Irrespective Transocean said the key thing was communication and that on the night, considering the speed and the severity of events, things worked well and 115 people got safely off the rig.
Transocean’s Incident Investigation
The court also heard testimony and cross examination of Transocean’s internal investigation. The key findings included:
The cement used on the final cement job was not lab tested properly and Transocean were not advised that this could be a problem.
The float collar didn’t convert. This was disputed by BP.
The hydrocarbon route to surface was through the casing and not via the annulus.
There were six changes to the temporary abandonment procedure in the days before the incident.
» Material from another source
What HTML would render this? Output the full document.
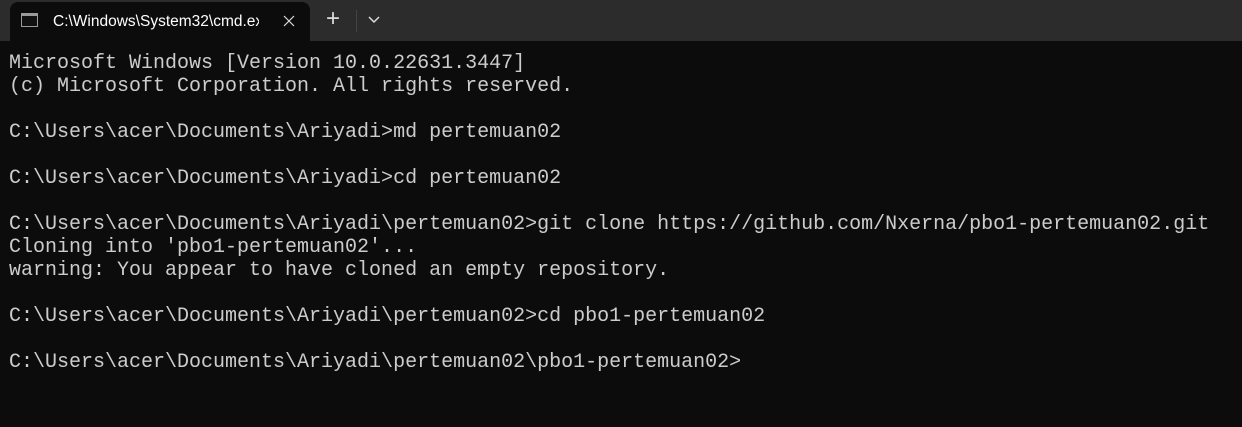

Both BP and Transocean misinterpreted the negative test. Some of the confusion stemmed from the use of ‘redundant’ kill fluid as a spacer.
Fluid tracking during well displacement was confused by other operations.
- The drill crew should have spotted the signs of a kick and closed in the BOP before the well got out of control.
That concluded Transocean’s case and the court moved on to witnesses called by Halliburton. These included their cement services co-ordinator who was on-board Deepwater Horizon for the cement job followed by an expert witness who testified about the hydrocarbon intervals in the well.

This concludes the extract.